Departure punctuality from the freight terminal has, therefore, traditionally been treated as an essential issue. Departure punctuality is closely related to “freight train ready at terminal”, which is logged by the freight operator. Sufficient turnaround times, available personnel and lift capacity are key factors to address for the operators to ensure punctual departure. However, the variables “ready at terminal” and “average departure delay from terminal” are significant in a lower number of the regression models than might have been expected. A possible explanation lies in the nature of using averages. Higher resolution for the data (for instance average departure delay and delay hours per day) will probably provide additional insight into the relationship between departure delays and performance on the rail network.

5 Conclusion

The paper has documented a revisit of an investigation into causes of delays and low punctuality in the Norwegian train system. Enabled by new data on performance in the years following the initial analysis, new analyses provide the grounds for re-evaluating the original findings.

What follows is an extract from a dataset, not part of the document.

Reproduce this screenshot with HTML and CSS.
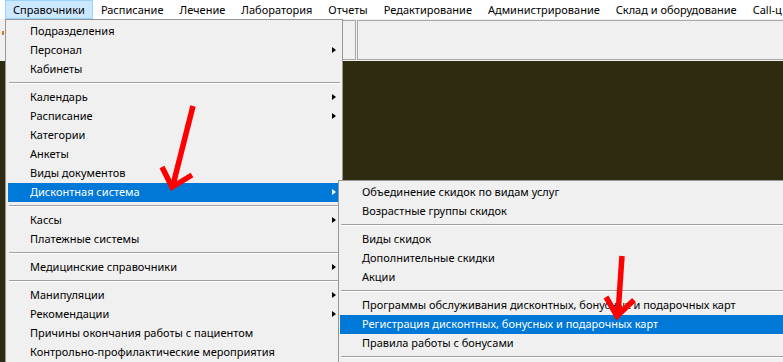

Appending data for 2010–2014, new regression models indicate that although their influence on delays and low punctuality has changed as various measures have been put in place, the same factors remain influential: low temperature (< − 10 °C and < − 5 °C) and snowfall (> 10 cm), reduced train lengths (mainly due to running single rather than double sets of rolling stock) and increased volume of train services (freight and passenger trains) still contribute to delays and low punctuality. The relationship between infrastructure management activity (operations, maintenance and investment) and delays and punctuality has been reversed in the models for the second period. In the first period, more activity was correlated with more delays, while this was not the case in the second period.

The scientific contribution of this paper is related to two aspects. First, we contribute to the literature on empirical analyses of delay causes. Second, we illustrate an approach for ex post evaluation of effects from punctuality improvement initiatives.